_EXERCISE:_ No images are to be carried over; print all other material exactly as it stands.
>> start DATA EXTRACT
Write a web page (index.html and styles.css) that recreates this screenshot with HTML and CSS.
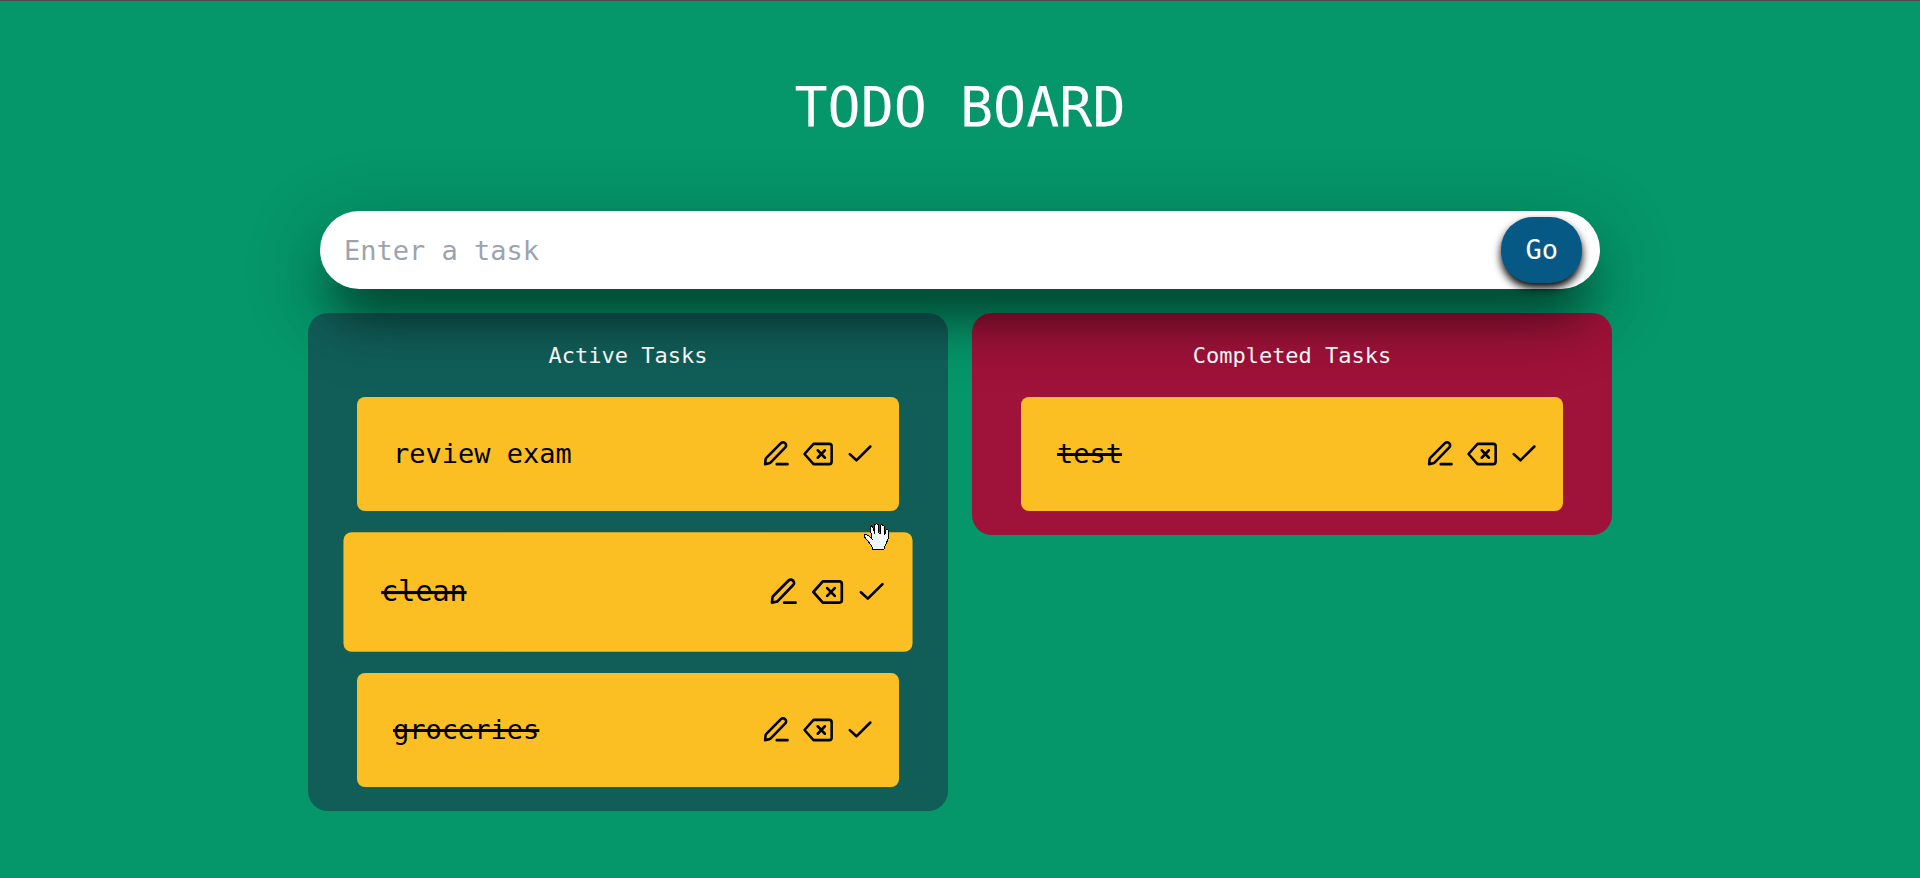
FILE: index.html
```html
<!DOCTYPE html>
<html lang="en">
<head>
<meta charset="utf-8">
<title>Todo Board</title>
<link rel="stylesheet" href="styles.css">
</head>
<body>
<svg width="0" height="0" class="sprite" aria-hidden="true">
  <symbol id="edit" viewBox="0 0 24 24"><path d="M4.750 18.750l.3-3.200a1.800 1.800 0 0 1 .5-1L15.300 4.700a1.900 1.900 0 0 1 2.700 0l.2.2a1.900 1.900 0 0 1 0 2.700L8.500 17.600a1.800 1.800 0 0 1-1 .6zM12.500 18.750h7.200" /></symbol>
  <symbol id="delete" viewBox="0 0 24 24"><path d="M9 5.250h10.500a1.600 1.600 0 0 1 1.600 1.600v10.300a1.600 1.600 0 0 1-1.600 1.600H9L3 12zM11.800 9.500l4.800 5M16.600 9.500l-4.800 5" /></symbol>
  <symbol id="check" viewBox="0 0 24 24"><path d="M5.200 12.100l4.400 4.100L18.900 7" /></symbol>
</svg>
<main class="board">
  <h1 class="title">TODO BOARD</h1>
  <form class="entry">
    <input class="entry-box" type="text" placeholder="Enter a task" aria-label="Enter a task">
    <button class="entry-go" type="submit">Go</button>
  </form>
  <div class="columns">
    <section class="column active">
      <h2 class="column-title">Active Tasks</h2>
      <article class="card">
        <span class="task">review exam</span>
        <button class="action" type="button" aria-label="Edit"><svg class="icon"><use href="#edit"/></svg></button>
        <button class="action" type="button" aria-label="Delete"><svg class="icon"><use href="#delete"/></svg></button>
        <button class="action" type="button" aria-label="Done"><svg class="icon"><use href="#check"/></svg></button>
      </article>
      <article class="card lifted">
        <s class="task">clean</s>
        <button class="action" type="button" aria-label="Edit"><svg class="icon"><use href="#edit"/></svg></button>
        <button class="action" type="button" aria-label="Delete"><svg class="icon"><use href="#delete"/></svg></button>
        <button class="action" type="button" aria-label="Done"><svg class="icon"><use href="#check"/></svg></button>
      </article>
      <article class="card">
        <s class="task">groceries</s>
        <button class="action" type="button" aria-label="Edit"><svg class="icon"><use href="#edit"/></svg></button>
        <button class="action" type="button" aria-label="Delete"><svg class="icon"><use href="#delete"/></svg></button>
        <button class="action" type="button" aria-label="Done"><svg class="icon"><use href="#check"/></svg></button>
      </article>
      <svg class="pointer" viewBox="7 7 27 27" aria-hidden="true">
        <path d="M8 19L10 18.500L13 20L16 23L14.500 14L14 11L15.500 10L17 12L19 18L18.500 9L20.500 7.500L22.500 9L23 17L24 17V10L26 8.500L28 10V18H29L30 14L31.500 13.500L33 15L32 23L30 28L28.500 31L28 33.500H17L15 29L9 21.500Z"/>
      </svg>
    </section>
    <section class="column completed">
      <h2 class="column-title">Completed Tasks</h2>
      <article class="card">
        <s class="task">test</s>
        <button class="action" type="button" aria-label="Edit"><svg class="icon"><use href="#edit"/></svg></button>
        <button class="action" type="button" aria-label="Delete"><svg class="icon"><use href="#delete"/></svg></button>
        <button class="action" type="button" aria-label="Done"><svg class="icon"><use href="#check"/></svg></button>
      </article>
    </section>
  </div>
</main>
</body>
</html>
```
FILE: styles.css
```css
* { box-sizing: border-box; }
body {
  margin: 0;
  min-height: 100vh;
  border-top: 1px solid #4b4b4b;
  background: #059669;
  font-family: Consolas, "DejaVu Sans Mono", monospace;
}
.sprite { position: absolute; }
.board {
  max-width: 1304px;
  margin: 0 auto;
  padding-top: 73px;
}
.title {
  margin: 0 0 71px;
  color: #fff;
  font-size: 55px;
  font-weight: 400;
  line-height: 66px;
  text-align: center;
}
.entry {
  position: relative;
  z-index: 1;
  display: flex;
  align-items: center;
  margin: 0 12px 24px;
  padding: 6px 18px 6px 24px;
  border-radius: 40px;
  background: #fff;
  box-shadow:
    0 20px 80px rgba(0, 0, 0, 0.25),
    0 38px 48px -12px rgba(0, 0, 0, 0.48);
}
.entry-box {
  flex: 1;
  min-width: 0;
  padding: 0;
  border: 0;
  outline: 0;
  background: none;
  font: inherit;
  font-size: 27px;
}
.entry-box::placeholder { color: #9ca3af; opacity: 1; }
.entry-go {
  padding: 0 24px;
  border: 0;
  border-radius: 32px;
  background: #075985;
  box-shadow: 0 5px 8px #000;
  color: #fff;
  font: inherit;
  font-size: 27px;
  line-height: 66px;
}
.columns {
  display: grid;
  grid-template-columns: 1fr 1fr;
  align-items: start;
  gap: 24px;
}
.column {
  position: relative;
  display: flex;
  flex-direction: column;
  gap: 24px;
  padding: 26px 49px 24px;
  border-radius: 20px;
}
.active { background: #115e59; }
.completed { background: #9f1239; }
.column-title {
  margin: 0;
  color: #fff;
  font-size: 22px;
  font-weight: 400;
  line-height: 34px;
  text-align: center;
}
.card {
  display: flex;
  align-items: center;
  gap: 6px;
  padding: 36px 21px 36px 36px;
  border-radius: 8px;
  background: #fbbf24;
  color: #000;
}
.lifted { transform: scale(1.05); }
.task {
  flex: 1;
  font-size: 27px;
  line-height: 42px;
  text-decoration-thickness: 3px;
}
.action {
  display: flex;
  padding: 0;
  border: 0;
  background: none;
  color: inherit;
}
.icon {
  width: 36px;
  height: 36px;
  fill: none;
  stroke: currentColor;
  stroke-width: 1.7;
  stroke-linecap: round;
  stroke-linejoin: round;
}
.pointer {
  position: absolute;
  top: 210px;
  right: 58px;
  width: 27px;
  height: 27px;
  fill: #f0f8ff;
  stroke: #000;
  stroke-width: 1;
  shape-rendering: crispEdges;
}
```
>> end DATA EXTRACT
_ANSWER TO THE PROBLEM:_
Write a web page (index.html and styles.css) that recreates this screenshot with HTML and CSS.
FILE: index.html
```html
<!DOCTYPE html>
<html lang="en">
<head>
<meta charset="utf-8">
<title>Todo Board</title>
<link rel="stylesheet" href="styles.css">
</head>
<body>
<svg width="0" height="0" class="sprite" aria-hidden="true">
  <symbol id="edit" viewBox="0 0 24 24"><path d="M4.750 18.750l.3-3.200a1.800 1.800 0 0 1 .5-1L15.300 4.700a1.900 1.900 0 0 1 2.700 0l.2.2a1.900 1.900 0 0 1 0 2.700L8.500 17.600a1.800 1.800 0 0 1-1 .6zM12.500 18.750h7.200" /></symbol>
  <symbol id="delete" viewBox="0 0 24 24"><path d="M9 5.250h10.500a1.600 1.600 0 0 1 1.600 1.600v10.300a1.600 1.600 0 0 1-1.600 1.600H9L3 12zM11.800 9.500l4.800 5M16.600 9.500l-4.800 5" /></symbol>
  <symbol id="check" viewBox="0 0 24 24"><path d="M5.200 12.100l4.400 4.100L18.900 7" /></symbol>
</svg>
<main class="board">
  <h1 class="title">TODO BOARD</h1>
  <form class="entry">
    <input class="entry-box" type="text" placeholder="Enter a task" aria-label="Enter a task">
    <button class="entry-go" type="submit">Go</button>
  </form>
  <div class="columns">
    <section class="column active">
      <h2 class="column-title">Active Tasks</h2>
      <article class="card">
        <span class="task">review exam</span>
        <button class="action" type="button" aria-label="Edit"><svg class="icon"><use href="#edit"/></svg></button>
        <button class="action" type="button" aria-label="Delete"><svg class="icon"><use href="#delete"/></svg></button>
        <button class="action" type="button" aria-label="Done"><svg class="icon"><use href="#check"/></svg></button>
      </article>
      <article class="card lifted">
        <s class="task">clean</s>
        <button class="action" type="button" aria-label="Edit"><svg class="icon"><use href="#edit"/></svg></button>
        <button class="action" type="button" aria-label="Delete"><svg class="icon"><use href="#delete"/></svg></button>
        <button class="action" type="button" aria-label="Done"><svg class="icon"><use href="#check"/></svg></button>
      </article>
      <article class="card">
        <s class="task">groceries</s>
        <button class="action" type="button" aria-label="Edit"><svg class="icon"><use href="#edit"/></svg></button>
        <button class="action" type="button" aria-label="Delete"><svg class="icon"><use href="#delete"/></svg></button>
        <button class="action" type="button" aria-label="Done"><svg class="icon"><use href="#check"/></svg></button>
      </article>
      <svg class="pointer" viewBox="7 7 27 27" aria-hidden="true">
        <path d="M8 19L10 18.500L13 20L16 23L14.500 14L14 11L15.500 10L17 12L19 18L18.500 9L20.500 7.500L22.500 9L23 17L24 17V10L26 8.500L28 10V18H29L30 14L31.500 13.500L33 15L32 23L30 28L28.500 31L28 33.500H17L15 29L9 21.500Z"/>
      </svg>
    </section>
    <section class="column completed">
      <h2 class="column-title">Completed Tasks</h2>
      <article class="card">
        <s class="task">test</s>
        <button class="action" type="button" aria-label="Edit"><svg class="icon"><use href="#edit"/></svg></button>
        <button class="action" type="button" aria-label="Delete"><svg class="icon"><use href="#delete"/></svg></button>
        <button class="action" type="button" aria-label="Done"><svg class="icon"><use href="#check"/></svg></button>
      </article>
    </section>
  </div>
</main>
</body>
</html>
```
FILE: styles.css
```css
* { box-sizing: border-box; }
body {
  margin: 0;
  min-height: 100vh;
  border-top: 1px solid #4b4b4b;
  background: #059669;
  font-family: Consolas, "DejaVu Sans Mono", monospace;
}
.sprite { position: absolute; }
.board {
  max-width: 1304px;
  margin: 0 auto;
  padding-top: 73px;
}
.title {
  margin: 0 0 71px;
  color: #fff;
  font-size: 55px;
  font-weight: 400;
  line-height: 66px;
  text-align: center;
}
.entry {
  position: relative;
  z-index: 1;
  display: flex;
  align-items: center;
  margin: 0 12px 24px;
  padding: 6px 18px 6px 24px;
  border-radius: 40px;
  background: #fff;
  box-shadow:
    0 20px 80px rgba(0, 0, 0, 0.25),
    0 38px 48px -12px rgba(0, 0, 0, 0.48);
}
.entry-box {
  flex: 1;
  min-width: 0;
  padding: 0;
  border: 0;
  outline: 0;
  background: none;
  font: inherit;
  font-size: 27px;
}
.entry-box::placeholder { color: #9ca3af; opacity: 1; }
.entry-go {
  padding: 0 24px;
  border: 0;
  border-radius: 32px;
  background: #075985;
  box-shadow: 0 5px 8px #000;
  color: #fff;
  font: inherit;
  font-size: 27px;
  line-height: 66px;
}
.columns {
  display: grid;
  grid-template-columns: 1fr 1fr;
  align-items: start;
  gap: 24px;
}
.column {
  position: relative;
  display: flex;
  flex-direction: column;
  gap: 24px;
  padding: 26px 49px 24px;
  border-radius: 20px;
}
.active { background: #115e59; }
.completed { background: #9f1239; }
.column-title {
  margin: 0;
  color: #fff;
  font-size: 22px;
  font-weight: 400;
  line-height: 34px;
  text-align: center;
}
.card {
  display: flex;
  align-items: center;
  gap: 6px;
  padding: 36px 21px 36px 36px;
  border-radius: 8px;
  background: #fbbf24;
  color: #000;
}
.lifted { transform: scale(1.05); }
.task {
  flex: 1;
  font-size: 27px;
  line-height: 42px;
  text-decoration-thickness: 3px;
}
.action {
  display: flex;
  padding: 0;
  border: 0;
  background: none;
  color: inherit;
}
.icon {
  width: 36px;
  height: 36px;
  fill: none;
  stroke: currentColor;
  stroke-width: 1.7;
  stroke-linecap: round;
  stroke-linejoin: round;
}
.pointer {
  position: absolute;
  top: 210px;
  right: 58px;
  width: 27px;
  height: 27px;
  fill: #f0f8ff;
  stroke: #000;
  stroke-width: 1;
  shape-rendering: crispEdges;
}
```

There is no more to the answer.